Шрифт:
Гейб кивнул.
— А почему вы вообще решили заняться орнитологией?
— Из-за родителей, полагаю. — Джо повертела в пальцах веточку розмарина. — Отец был геологом, мама — ботаником. Мы все мое детство разъезжали по стране, где только ни побывали. Мама с малых лет знакомила меня с птицами.
— Папа и мама Джо умерли, — сообщила Урса трагическим голосом.
Гейб, похоже, не особенно удивился, когда Джо упомянула о родителях в прошедшем времени, но, в отличие от большинства ее знакомых, не спросил, от чего они умерли.
— Отец был в экспедиции в Андах, — сказала Джо. — Его самолет врезался в гору. Все погибли — папа, двое его коллег и пилот-перуанец. Мне было пятнадцать.
— Господи Иисусе. А ему сколько?
— Сорок один.
— А где находилась ваша мама, тоже в экспедиции?
— Нет, дома со мной и моим младшим братом. Она так и не окончила аспирантуру после рождения второго ребенка. Отца никогда не было дома, а она не хотела отдавать брата в ясли, пока сама будет учиться.
— Мама Джо умерла от рака груди, — сообщила Урса. — Она спасла Джо жизнь.
— Как видите, Урса хорошо знакома с моей семейной историей. — Джо выразительно посмотрела на девочку. — Хотелось бы и мне столько же знать о ее семье.
— Ты все равно не поймешь, как живут у нас на Лямезналпете, — отмахнулась Урса.
— Конечно, пойму. И ты сама прекрасно это знаешь.
— Расскажи Гейбу, как мама тебя спасла.
— Меняешь тему разговора? Не выйдет, — сказала Джо.
— Это ты поменяла тему разговора, — возразила Урса, — потому что тебе не хочется рассказывать Гейбу о маме. — Она отодвинула стул и поднялась, чтобы сходить в туалет.
— Ну вот, меня снова перехитрили, — уныло сказала Джо.
Гейб ухмыльнулся.
Джо отодвинула пустую тарелку.
— Вам, наверное, интересно, каким образом моя мать спасла мне жизнь?
— Не сложно догадаться. Вы узнали, что у нее рак, и решили сами провериться?
Джо кивнула.
— И давно это случилось?
— Около двух лет назад. Мама умерла прошлой зимой.
— И все это время вы ухаживали за ней и боролись со своей болезнью! Сочувствую. Вы же были в аспирантуре, когда узнали диагноз?
— Да, но я потеряла два года — из-за мамы и собственных операций.

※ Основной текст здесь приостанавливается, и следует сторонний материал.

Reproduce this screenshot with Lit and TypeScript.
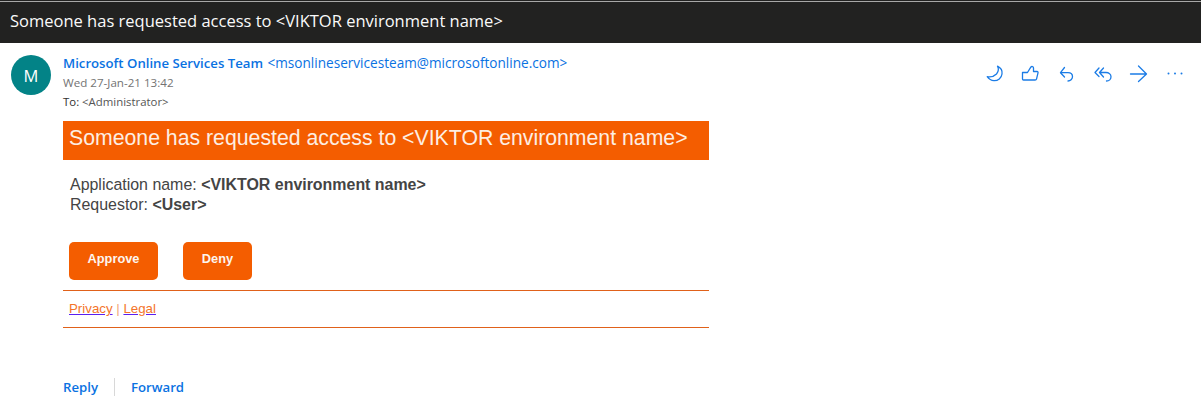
import { LitElement, html, css } from "lit";
import { customElement } from "lit/decorators.js";

@customElement("app-root")
export class AppRoot extends LitElement {
  static styles = css`
    :host { display: block; width: 1201px; height: 412px; background: #fff; overflow: hidden; font-family: "Open Sans", "Noto Sans", sans-serif; }
    .top { height: 43px; box-sizing: border-box; padding: 1px 0 0 10px; background: #222221; color: #fafafa; font-size: 16.5px; font-weight: 500; line-height: 38px; white-space: nowrap; }
    .top::before { content: ""; display: block; height: 1px; margin-left: -10px; background: #a8a8a8; }
    .head { display: flex; padding: 12px 0 0 11px; height: 66px; }
    .avatar { width: 40px; height: 40px; border-radius: 50%; background: #038387; color: #fff; font-size: 16.5px; display: flex; align-items: center; justify-content: center; flex: none; margin-right: 12px; }
    .meta { flex: 1; }
    .from { color: #0a72e2; font-size: 13.2px; font-weight: 600; line-height: 16px; white-space: nowrap; }
    .from span { font-size: 13.6px; font-weight: 500; margin-left: 1px; }
    .date { color: #737373; font-size: 11.6px; line-height: 16px; margin-top: 4px; }
    .to { color: #323130; font-size: 11.4px; line-height: 16px; margin-top: 3px; }
    .to span { color: #555; }
    .acts { display: flex; gap: 16.5px; padding: 9px 16px 0 0; height: 22px; }
    .acts svg { width: 20px; height: 20px; overflow: visible; fill: none; stroke: #1b7ce6; stroke-width: 1.3; stroke-linecap: round; stroke-linejoin: round; }
    .acts svg.dots { margin-left: 1px; fill: #1b7ce6; stroke: none; }
    .mail { margin-left: 63px; width: 646px; font-family: "Liberation Sans", Arial, sans-serif; }
    .banner { background: #f45d00; color: #fdeee3; height: 39px; line-height: 35px; font-size: 21.26px; padding-left: 6px; white-space: nowrap; }
    .fields { padding: 15px 0 0 7px; color: #444; font-size: 15.95px; line-height: 20px; }
    .btns { display: flex; gap: 25px; margin: 27px 0 0 6px; }
    .btn { background: #f45d00; color: #fdf5ef; font-size: 12.8px; font-weight: 700; height: 38px; line-height: 33px; border-radius: 5px; text-align: center; }
    .approve { width: 89px; }
    .deny { width: 69px; }
    .links { margin-top: 10px; height: 36px; border-top: 1px solid #e0611a; border-bottom: 1px solid #e0611a; padding-left: 6px; font-size: 13.3px; line-height: 35px; color: #f2a878; }
    .links a { color: #f4742a; text-decoration-line: underline; text-decoration-color: #5a1ff0; }
    .foot { display: flex; align-items: center; margin: 50px 0 0 63px; color: #0a72e2; font-size: 13.2px; font-weight: 600; line-height: 18px; }
    .sep { width: 1px; height: 18px; background: #d8d8d8; margin: 0 16px; }
  `;

  render() {
    return html`
      <div class="top">Someone has requested access to &lt;VIKTOR environment name&gt;</div>
      <div class="head">
        <div class="avatar">M</div>
        <div class="meta">
          <div class="from">Microsoft Online Services Team <span>&lt;msonlineservicesteam@microsoftonline.com&gt;</span></div>
          <div class="date">Wed 27-Jan-21 13:42</div>
          <div class="to">To: <span>&lt;Administrator&gt;</span></div>
        </div>
        <div class="acts">
          <svg viewBox="0 0 20 20"><path d="M15.500 2.200C19 4 20.500 7 20 10C19.500 14 16 16.800 12 16.700C9.500 16.600 6.800 15 5.200 12.700C8 13.200 12 12.500 14.500 10C16.500 7.500 16.800 4.500 15.500 2.200z"/></svg>
          <svg viewBox="0 0 20 20"><path d="M4.500 8.500H9.500L12.800 3.200c.8-1.100 2.800-.8 2.700.7V7.500H19c.8 0 1.200.6 1 1.400l-1.500 6.200c-.2.700-.7.900-1.400.9H5.500c-.6 0-1-.4-1-1z"/></svg>
          <svg viewBox="0 0 20 20"><path d="M9.500 3.500 5.500 8.700l4 4.300M5.500 8.700H13c2.800 0 4.500 1.700 4.500 4S15.300 17 13 17"/></svg>
          <svg viewBox="0 0 20 20"><path d="M8 4 4 8.500l4 4M12.500 4 8.500 8.500l4 4.500M8.500 8.500h6.500c2.800 0 5 1.800 5 4.200S18 17 15.500 17"/></svg>
          <svg viewBox="0 0 20 20"><path d="M2.500 10h16M10.500 2l8 8-8 7.500"/></svg>
          <svg class="dots" viewBox="0 0 20 20"><circle cx="3.500" cy="9.500" r="1"/><circle cx="10" cy="9.500" r="1"/><circle cx="16.500" cy="9.500" r="1"/></svg>
        </div>
      </div>
      <div class="mail">
        <div class="banner">Someone has requested access to &lt;VIKTOR environment name&gt;</div>
        <div class="fields">
          Application name: <b>&lt;VIKTOR environment name&gt;</b><br />
          Requestor: <b>&lt;User&gt;</b>
        </div>
        <div class="btns"><div class="btn approve">Approve</div><div class="btn deny">Deny</div></div>
        <div class="links"><a>Privacy</a> | <a>Legal</a></div>
      </div>
      <div class="foot"><span>Reply</span><div class="sep"></div><span>Forward</span></div>
    `;
  }
}
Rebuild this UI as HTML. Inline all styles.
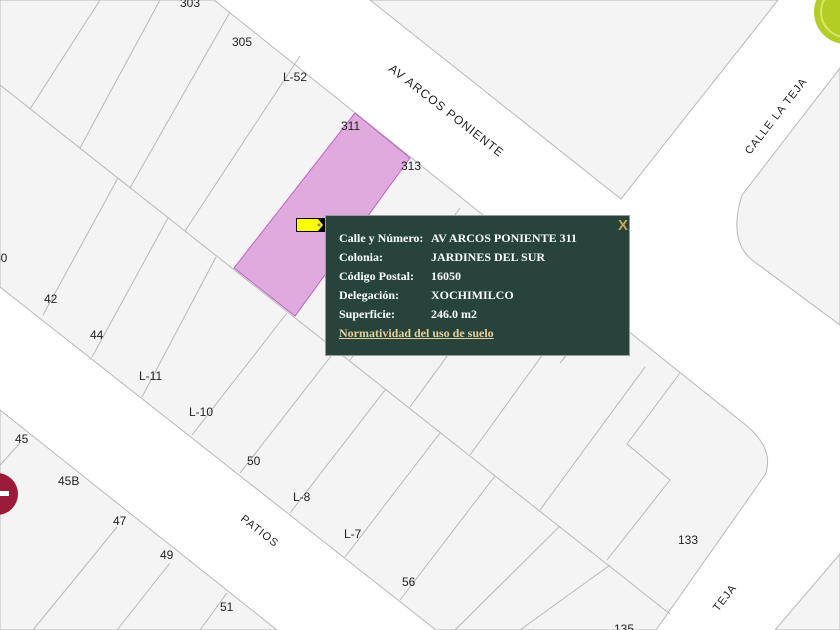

— Операций? Вас оперировали не один раз?
Отсутствие груди было очевидным, но Джо не хотелось рассказывать об удалении яичников. Особенно молодому мужчине. Однако, собравшись с духом, она решила разом расставить все по местам.
— У меня обнаружили рак на ранней стадии, — пояснила она, — но все равно мне пришлось удалить обе груди и яичники: слишком высок был риск повторного возникновения опухоли.
Гейб наклонился вперед, заглядывая ей в глаза.
— Не надо ничего говорить, пожалуйста, — попросила Джо.
— Не буду. Когда пытаешься найти правильные слова, они никогда не приходят в голову.
— Люди считают, что должны меня утешать, а мне от этого становится только хуже.
— Понимаю. Я уже давно заметил, что наш язык страшно несовершенен. Мы так и остались обезьянами и лучше всего выражаем чувства мычанием и жестами, а правильные слова застревают у нас в мозгу.
— Ничего себе! И это говорит сын профессора литературы!
— А если я не унаследовал от него литературный ген?
Джо поднялась, чтобы унести тарелки. Пусть Гейб не думает, что обязан доесть свой бургер. Он тоже поднялся, собирая со стола грязную посуду.
— А чем занималась ваша мать? — спросила Джо.
— Какое-то время она преподавала в школе, в младших классах, но после рождения Лейси тоже решила остаться дома. Кстати, она пишет стихи. — Гейб последовал за Джо на кухню. — У нее даже вышли две книги.
— Неужели? Она и сейчас пишет?
— Нет, больше не может. Руки из-за болезни Паркинсона дрожат слишком сильно.
— Она могла бы диктовать стихи вам, а вы бы записывали.
— Мама не хочет. Говорит, это погубит магию творческого процесса.
— Пожалуй, я с ней согласна.
— Возможно, Паркинсон уже проник и в голову. Наверное, ей теперь не до стихов.
— Как печально!
— Ага.
Урса уже разрывала пакет с маршмэллоу.
— Когда же тебе наконец надоест это лакомство? — вздохнула Джо.
— У нас же нет ничего на десерт, а угли еще горячие. Можно?